The stage was framed by displays of the covers of the above titles, and other party-building manuals that are coming back into their own today in the context of increased class polarization and resistance by working people, like The Changing Face of U.S. Politics.

Among those who turned out at the Cooper Union auditorium in lower Manhattan were workers and young fighters from Canada, Seattle, San Francisco, the Midwest, and a number of states on the eastern seaboard. Representation from the Young Socialists was a strong feature of the turnout.

Leaders of the Young Socialists, fresh from a meeting of the organization's National Committee, attended, as well as leaders of the party's trade union fractions in the auto, steel, rail, and airline and aerospace industries.

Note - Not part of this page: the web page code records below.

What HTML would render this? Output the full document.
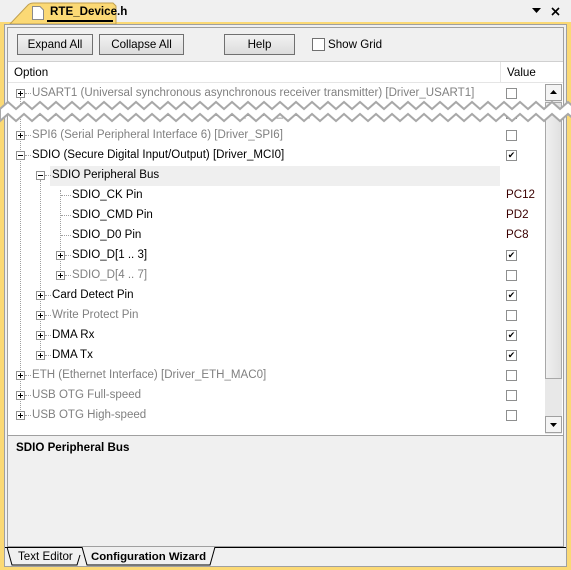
<!DOCTYPE html>
<html><head><style>
*{margin:0;padding:0;box-sizing:border-box}
body{width:571px;height:570px;background:#f0f0f0;position:relative;overflow:hidden;font-family:"Liberation Sans",sans-serif;font-size:12px;color:#000}
.a{position:absolute}
.btn{position:absolute;top:34px;height:21px;border:1px solid #707070;background:linear-gradient(#f2f2f2,#dcdcdc);text-align:center;line-height:19px;font-size:11.6px}
.row{position:absolute;height:20px;line-height:20px;white-space:nowrap;font-size:11.55px}
.g{color:#808080}
.pm{position:absolute;width:9px;height:9px;border:1px solid #919191;background:#fff}
.pm:before{content:"";position:absolute;left:1px;top:3px;width:5px;height:1px;background:#000}
.pm.p:after{content:"";position:absolute;left:3px;top:1px;width:1px;height:5px;background:#000}
.cb{position:absolute;left:506px;width:11px;height:11px;border:1px solid #8e8f8f;background:#fff;font-size:9px;line-height:9px;text-align:center}
.val{position:absolute;left:506px;height:20px;line-height:20px;color:#3a0000;font-size:11.6px}
.hd{position:absolute;border-top:1px dotted #a0a0a0;height:0}
.vd{position:absolute;border-left:1px dotted #a0a0a0;width:0}
</style></head><body>
<div class="a" style="left:0;top:22px;width:571px;height:548px;background:#fbd975"></div>
<svg class="a" style="left:0;top:0" width="130" height="24"><path d="M10 24 L28 5 Q30 3 34 3 L113 3 L116 6 L116 24 Z" fill="#fbd975" stroke="#c0a050"/></svg>
<svg class="a" style="left:32px;top:6px" width="12" height="14"><path d="M0.5 0.5 H8 L11.5 4 V13.5 H0.5 Z" fill="#fff" stroke="#8a8a8a"/></svg>
<div class="a" style="left:50px;top:4px;font-weight:bold;font-size:11.6px;line-height:16px">RTE_Device.h</div>
<div class="a" style="left:47px;top:20px;width:66px;height:2px;background:#000"></div>
<svg class="a" style="left:532px;top:8px" width="10" height="6"><path d="M0 0 H9 L4.5 5 Z" fill="#000"/></svg>
<svg class="a" style="left:551px;top:7px" width="9" height="9"><path d="M1 1 L8 8 M8 1 L1 8" stroke="#000" stroke-width="1.6"/></svg>
<div class="a" style="left:4px;top:24px;width:563px;height:543px;background:#f0f0f0;border:1px solid #a0a0a0"></div>
<div class="a" style="left:7px;top:27px;width:557px;height:520px;border:1px solid #a0a0a0;background:#f0f0f0"></div>
<div class="btn" style="left:17px;width:76px">Expand All</div>
<div class="btn" style="left:99px;width:85px">Collapse All</div>
<div class="btn" style="left:224px;width:71px">Help</div>
<div class="a" style="left:312px;top:38px;width:13px;height:13px;border:1px solid #707070;background:#fff"></div>
<div class="a" style="left:328px;top:37px;line-height:16px;font-size:11.6px">Show Grid</div>
<div class="a" style="left:8px;top:61px;width:555px;height:374px;background:#fff;border-top:1px solid #d0d0d0"></div>
<div class="a" style="left:8px;top:62px;width:555px;height:21px;background:#fff;border-bottom:1px solid #e5e5e5"></div>
<div class="a" style="left:14px;top:64px;line-height:18px;font-size:11.6px">Option</div>
<div class="a" style="left:500px;top:62px;width:1px;height:21px;background:#e5e5e5"></div>
<div class="a" style="left:507px;top:64px;line-height:18px;font-size:11.6px">Value</div>
<div class="vd" style="left:20px;top:98px;height:320px"></div>
<div class="vd" style="left:40px;top:180px;height:178px"></div>
<div class="vd" style="left:60px;top:190px;height:88px"></div>
<div class="a" style="left:50px;top:166px;width:450px;height:20px;background:#efefef"></div>

<div class="pm p" style="left:16px;top:89px"></div><div class="hd" style="left:25px;top:93px;width:6px"></div><div class="row g" style="left:32px;top:83px">USART1 (Universal synchronous asynchronous receiver transmitter) [Driver_USART1]</div><div class="cb" style="top:88px"></div>
<div class="row g" style="left:32px;top:103px">I2C1 (Inter-integrated Circuit Interface 1) [Driver_I2C1]</div><div class="cb" style="top:108px"></div>
<div class="pm p" style="left:16px;top:131px"></div><div class="hd" style="left:25px;top:135px;width:6px"></div><div class="row g" style="left:32px;top:125px">SPI6 (Serial Peripheral Interface 6) [Driver_SPI6]</div><div class="cb" style="top:130px"></div>
<div class="pm" style="left:16px;top:151px"></div><div class="hd" style="left:25px;top:155px;width:6px"></div><div class="row" style="left:32px;top:145px">SDIO (Secure Digital Input/Output) [Driver_MCI0]</div><div class="cb" style="top:150px">✔</div>
<div class="pm" style="left:36px;top:171px"></div><div class="hd" style="left:45px;top:175px;width:6px"></div><div class="row" style="left:52px;top:165px">SDIO Peripheral Bus</div>
<div class="hd" style="left:61px;top:195px;width:10px"></div><div class="row" style="left:72px;top:185px">SDIO_CK Pin</div><div class="val" style="top:185px">PC12</div>
<div class="hd" style="left:61px;top:215px;width:10px"></div><div class="row" style="left:72px;top:205px">SDIO_CMD Pin</div><div class="val" style="top:205px">PD2</div>
<div class="hd" style="left:61px;top:235px;width:10px"></div><div class="row" style="left:72px;top:225px">SDIO_D0 Pin</div><div class="val" style="top:225px">PC8</div>
<div class="pm p" style="left:56px;top:251px"></div><div class="hd" style="left:65px;top:255px;width:6px"></div><div class="row" style="left:72px;top:245px">SDIO_D[1 .. 3]</div><div class="cb" style="top:250px">✔</div>
<div class="pm p" style="left:56px;top:271px"></div><div class="hd" style="left:65px;top:275px;width:6px"></div><div class="row g" style="left:72px;top:265px">SDIO_D[4 .. 7]</div><div class="cb" style="top:270px"></div>
<div class="pm p" style="left:36px;top:291px"></div><div class="hd" style="left:45px;top:295px;width:6px"></div><div class="row" style="left:52px;top:285px">Card Detect Pin</div><div class="cb" style="top:290px">✔</div>
<div class="pm p" style="left:36px;top:311px"></div><div class="hd" style="left:45px;top:315px;width:6px"></div><div class="row g" style="left:52px;top:305px">Write Protect Pin</div><div class="cb" style="top:310px"></div>
<div class="pm p" style="left:36px;top:331px"></div><div class="hd" style="left:45px;top:335px;width:6px"></div><div class="row" style="left:52px;top:325px">DMA Rx</div><div class="cb" style="top:330px">✔</div>
<div class="pm p" style="left:36px;top:351px"></div><div class="hd" style="left:45px;top:355px;width:6px"></div><div class="row" style="left:52px;top:345px">DMA Tx</div><div class="cb" style="top:350px">✔</div>
<div class="pm p" style="left:16px;top:371px"></div><div class="hd" style="left:25px;top:375px;width:6px"></div><div class="row g" style="left:32px;top:365px">ETH (Ethernet Interface) [Driver_ETH_MAC0]</div><div class="cb" style="top:370px"></div>
<div class="pm p" style="left:16px;top:391px"></div><div class="hd" style="left:25px;top:395px;width:6px"></div><div class="row g" style="left:32px;top:385px">USB OTG Full-speed</div><div class="cb" style="top:390px"></div>
<div class="pm p" style="left:16px;top:411px"></div><div class="hd" style="left:25px;top:415px;width:6px"></div><div class="row g" style="left:32px;top:405px">USB OTG High-speed</div><div class="cb" style="top:410px"></div>
<div class="a" style="left:545px;top:84px;width:17px;height:350px;background:#e8e8e8"></div>
<div class="a" style="left:545px;top:84px;width:17px;height:17px;border:1px solid #a0a0a0;background:#f4f4f4"><svg class="a" style="left:4px;top:5px" width="8" height="5"><path d="M0 4 H7 L3.5 0 Z" fill="#000"/></svg></div>
<div class="a" style="left:545px;top:102px;width:17px;height:277px;border:1px solid #a8a8a8;background:linear-gradient(90deg,#f0f0f0,#e0e0e0)"></div>
<div class="a" style="left:545px;top:416px;width:17px;height:17px;border:1px solid #a0a0a0;background:#f4f4f4"><svg class="a" style="left:4px;top:6px" width="8" height="5"><path d="M0 0 H7 L3.5 4 Z" fill="#000"/></svg></div>
<svg class="a" style="left:0;top:100px" width="571" height="32">
<path d="M0 9 L8 2 L16 9 L24 2 L32 9 L40 2 L48 9 L56 2 L64 9 L72 2 L80 9 L88 2 L96 9 L104 2 L112 9 L120 2 L128 9 L136 2 L144 9 L152 2 L160 9 L168 2 L176 9 L184 2 L192 9 L200 2 L208 9 L216 2 L224 9 L232 2 L240 9 L248 2 L256 9 L264 2 L272 9 L280 2 L288 9 L296 2 L304 9 L312 2 L320 9 L328 2 L336 9 L344 2 L352 9 L360 2 L368 9 L376 2 L384 9 L392 2 L400 9 L408 2 L416 9 L424 2 L432 9 L440 2 L448 9 L456 2 L464 9 L472 2 L480 9 L488 2 L496 9 L504 2 L512 9 L520 2 L528 9 L536 2 L544 9 L552 2 L560 9 L568 2 L576 9 L576 21 L568 14 L560 21 L552 14 L544 21 L536 14 L528 21 L520 14 L512 21 L504 14 L496 21 L488 14 L480 21 L472 14 L464 21 L456 14 L448 21 L440 14 L432 21 L424 14 L416 21 L408 14 L400 21 L392 14 L384 21 L376 14 L368 21 L360 14 L352 21 L344 14 L336 21 L328 14 L320 21 L312 14 L304 21 L296 14 L288 21 L280 14 L272 21 L264 14 L256 21 L248 14 L240 21 L232 14 L224 21 L216 14 L208 21 L200 14 L192 21 L184 14 L176 21 L168 14 L160 21 L152 14 L144 21 L136 14 L128 21 L120 14 L112 21 L104 14 L96 21 L88 14 L80 21 L72 14 L64 21 L56 14 L48 21 L40 14 L32 21 L24 14 L16 21 L8 14 L0 21 Z" fill="#fff" stroke="#a8a8a8" stroke-width="2"/>
</svg>
<div class="a" style="left:8px;top:435px;width:555px;height:111px;border-top:1px solid #a0a0a0;background:#f0f0f0"></div>
<div class="a" style="left:16px;top:440px;font-weight:bold;line-height:16px;font-size:11.6px">SDIO Peripheral Bus</div>
<div class="a" style="left:5px;top:547px;width:561px;height:1px;background:#000"></div>
<svg class="a" style="left:5px;top:547px" width="220" height="20"><path d="M2 0 L7 18 L72 18 L75 8" fill="none" stroke="#000"/><path d="M77 0 L82 18 L205 18 L210 0" fill="#f0f0f0" stroke="#000"/></svg>
<div class="a" style="left:18px;top:549px;line-height:16px;font-size:11.6px">Text Editor</div>
<div class="a" style="left:91px;top:549px;line-height:16px;font-size:11.4px;font-weight:bold">Configuration Wizard</div>
</body></html>
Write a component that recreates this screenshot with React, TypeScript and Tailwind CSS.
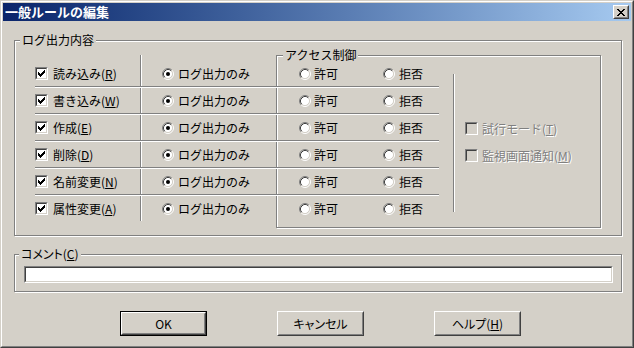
import React from 'react';

const rows = [
  { label: '読み込み', key: 'R' },
  { label: '書き込み', key: 'W' },
  { label: '作成', key: 'E' },
  { label: '削除', key: 'D' },
  { label: '名前変更', key: 'N' },
  { label: '属性変更', key: 'A' },
];

function Mnemonic({ k }: { k: string }) {
  return (
    <>
      (<span className="underline underline-offset-1">{k}</span>)
    </>
  );
}

function Checkbox({ checked, disabled }: { checked?: boolean; disabled?: boolean }) {
  const tops = [2, 3, 4, 3, 2, 1, 0];
  return (
    <div className="flex h-[13px] w-[13px] shrink-0 border border-t-[#808080] border-l-[#808080] border-b-white border-r-white">
      <div
        className={`flex flex-1 items-center justify-center border border-t-[#404040] border-l-[#404040] border-b-[#d4d0c8] border-r-[#d4d0c8] ${
          disabled ? 'bg-[#d4d0c8]' : 'bg-white'
        }`}
      >
        {checked && (
          <svg width="7" height="7" shapeRendering="crispEdges">
            {tops.map((y, x) => (
              <rect key={x} x={x} y={y} width="1" height="3" fill="#000" />
            ))}
          </svg>
        )}
      </div>
    </div>
  );
}

function Radio({ checked }: { checked?: boolean }) {
  return (
    <svg width="12" height="12" className="shrink-0">
      <circle cx="6" cy="6" r="4.5" fill="#fff" />
      <path d="M9.89 2.11 A5.5 5.5 0 0 0 2.11 9.89" stroke="#808080" fill="none" />
      <path d="M2.11 9.89 A5.5 5.5 0 0 0 9.89 2.11" stroke="#fff" fill="none" />
      <path d="M9.18 2.82 A4.5 4.5 0 0 0 2.82 9.18" stroke="#404040" fill="none" />
      <path d="M2.82 9.18 A4.5 4.5 0 0 0 9.18 2.82" stroke="#d4d0c8" fill="none" />
      {checked && <circle cx="6" cy="6" r="2" fill="#000" />}
    </svg>
  );
}

function Button({ children, isDefault }: { children: React.ReactNode; isDefault?: boolean }) {
  const inner = (
    <div className="flex h-full flex-1 border border-t-white border-l-white border-b-[#404040] border-r-[#404040]">
      <div className="flex flex-1 items-center justify-center border border-t-[#d4d0c8] border-l-[#d4d0c8] border-b-[#808080] border-r-[#808080] [font-feature-settings:'palt']">
        {children}
      </div>
    </div>
  );
  return (
    <div className={`flex h-[25px] w-[87px] ${isDefault ? 'border border-black' : ''}`}>{inner}</div>
  );
}

export default function App() {
  return (
    <div className="h-[348px] w-[634px] border border-t-[#d4d0c8] border-l-[#d4d0c8] border-b-[#404040] border-r-[#404040] bg-[#d4d0c8] font-['Noto_Sans_CJK_JP','Noto_Sans',sans-serif] text-[12px] leading-[14px] text-black">
      <div className="h-full border border-t-white border-l-white border-b-[#808080] border-r-[#808080] p-[1px]">
        {/* title bar */}
        <div className="flex h-[18px] items-center justify-between bg-linear-to-r from-[#0a246a] to-[#a6caf0] pl-[2px] pr-[2px]">
          <span className="text-[13px] font-bold text-white">一般ルールの編集</span>
          <div className="flex h-[14px] w-[16px] border border-t-white border-l-white border-b-[#404040] border-r-[#404040]">
            <div className="flex flex-1 items-center justify-center border border-t-[#d4d0c8] border-l-[#d4d0c8] border-b-[#808080] border-r-[#808080] bg-[#d4d0c8]">
              <svg width="8" height="7" shapeRendering="crispEdges">
                <path d="M0 0h2v1h-2zM6 0h2v1h-2zM1 1h2v1h-2zM5 1h2v1h-2zM2 2h4v1h-4zM3 3h2v1h-2zM2 4h4v1h-4zM1 5h2v1h-2zM5 5h2v1h-2zM0 6h2v1h-2zM6 6h2v1h-2z" fill="#000" />
              </svg>
            </div>
          </div>
        </div>

        {/* log output group */}
        <fieldset className="ml-[11px] mt-[12px] h-[203px] w-[608px] border border-[#808080] shadow-[inset_1px_1px_0_#fff,1px_1px_0_#fff]">
          <legend className="ml-[5px] bg-[#d4d0c8] px-[2px] leading-[14px]">ログ出力内容</legend>
          <div className="grid items-start justify-items-start pl-[20px]">
            {/* access control box (behind rows) */}
            <fieldset className="col-start-1 row-start-1 ml-[241px] mt-[1px] h-[180px] w-[325px] border border-[#808080] shadow-[inset_1px_1px_0_#fff,1px_1px_0_#fff]">
              <legend className="ml-[6px] bg-[#d4d0c8] px-[2px] leading-[14px]">アクセス制御</legend>
              <div className="flex">
                <div className="w-[176px] shrink-0" />
                <div className="mt-[12px] h-[138px] w-[2px] border-l border-l-[#808080] border-r border-r-white" />
                <div className="ml-[10px] mt-[60px] flex flex-col gap-[14px] text-[#808080] [text-shadow:1px_1px_0_#fff]">
                  <div className="flex h-[13px] items-center">
                    <Checkbox disabled />
                    <span className="ml-[4px] whitespace-nowrap">
                      試行モード<Mnemonic k="T" />
                    </span>
                  </div>
                  <div className="flex h-[13px] items-center">
                    <Checkbox disabled />
                    <span className="ml-[4px] whitespace-nowrap">
                      監視画面通知<Mnemonic k="M" />
                    </span>
                  </div>
                </div>
              </div>
            </fieldset>

            {/* rows */}
            <div className="col-start-1 row-start-1 mt-[8px] w-[404px]">
              {rows.map((row, i) => (
                <div key={row.key}>
                  <div className={`flex ${i === 0 ? 'h-[31px]' : 'h-[25px]'}`}>
                    <div className="flex h-[25px] w-[105px] items-center self-end">
                      <Checkbox checked />
                      <span className="ml-[5px] whitespace-nowrap">
                        {row.label}
                        <Mnemonic k={row.key} />
                      </span>
                    </div>
                    <div className="w-[2px] border-l border-l-[#808080] border-r border-r-white" />
                    <div className="flex h-[25px] w-[134px] items-center self-end pl-[20px]">
                      <Radio checked />
                      <span className="ml-[4px] whitespace-nowrap">ログ出力のみ</span>
                    </div>
                    <div className="flex h-[25px] flex-1 items-center self-end pl-[23px]">
                      <div className="flex w-[84px] items-center">
                        <Radio />
                        <span className="ml-[3px]">許可</span>
                      </div>
                      <div className="flex items-center">
                        <Radio />
                        <span className="ml-[4px]">拒否</span>
                      </div>
                    </div>
                  </div>
                  {i < rows.length - 1 && (
                    <div className="h-[2px] border-t border-t-[#808080] border-b border-b-white" />
                  )}
                </div>
              ))}
            </div>
          </div>
        </fieldset>

        {/* comment group */}
        <fieldset className="ml-[11px] mt-[11px] h-[45px] w-[608px] border border-[#808080] shadow-[inset_1px_1px_0_#fff,1px_1px_0_#fff]">
          <legend className="ml-[4px] bg-[#d4d0c8] px-[2px] leading-[14px] [font-feature-settings:'palt']">
            コメント<Mnemonic k="C" />
          </legend>
          <div className="ml-[9px] mt-[5px] flex h-[17px] w-[589px] border border-t-[#808080] border-l-[#808080] border-b-white border-r-white">
            <div className="flex-1 border border-t-[#404040] border-l-[#404040] border-b-[#d4d0c8] border-r-[#d4d0c8] bg-white" />
          </div>
        </fieldset>

        {/* buttons */}
        <div className="ml-[117px] mt-[19px] flex gap-[70px]">
          <Button isDefault>OK</Button>
          <Button>キャンセル</Button>
          <Button>
            ヘルプ<Mnemonic k="H" />
          </Button>
        </div>
      </div>
    </div>
  );
}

The bulk of the audience comprised workers and youth from the New York and New Jersey area. An auto worker, an electrical worker, a construction worker, a student of South African origin, and a young meat-packer were among those attending their first socialist meeting of such a scale.

The organized supporters of the SWP also turned out in numbers for the meeting. Many of them are involved in the Pathfinder reprint project. They, in growing numbers, form part of an international book production machine. Doug Nelson welcomed people to the meeting on behalf of the four newly organized SWP branches in New Jersey and New York--one in Brooklyn, two in Manhattan, and one in Newark--that hosted the meeting. Nelson works in Pathfinder's print shop, which he said was "born with the October Revolution."

Many took advantage of a special sale of a number of Marxist classics, going for prices as low as a dollar or 50 cents. Young Socialist members were seen walking away with stacks of books. "I've been waiting for this," said Lou Newton, a high school student in Kent, Ohio, "I bought In Defense of Marxism." Michael Martinez from Miami listed 10 or more titles he had purchased. A Dominican-born worker at the Ford Motor plant in Metuchen, New Jersey, bought Socialism on Trial by James Cannon of the sale table, and Making History at the regular Pathfinder table.

Participants in the meeting donated or pledged $7,500 to a special Pathfinder "fighting fund" to finance the continued work of the publishing house. Jack Barnes announced to loud applause that contributions to the Capital Fund, out of which larger-scale improvements and renovations to the print shop and other facilities are financed, had reached $150,000 just before the meeting. Another $11,000 in capital fund contributions were raised that day.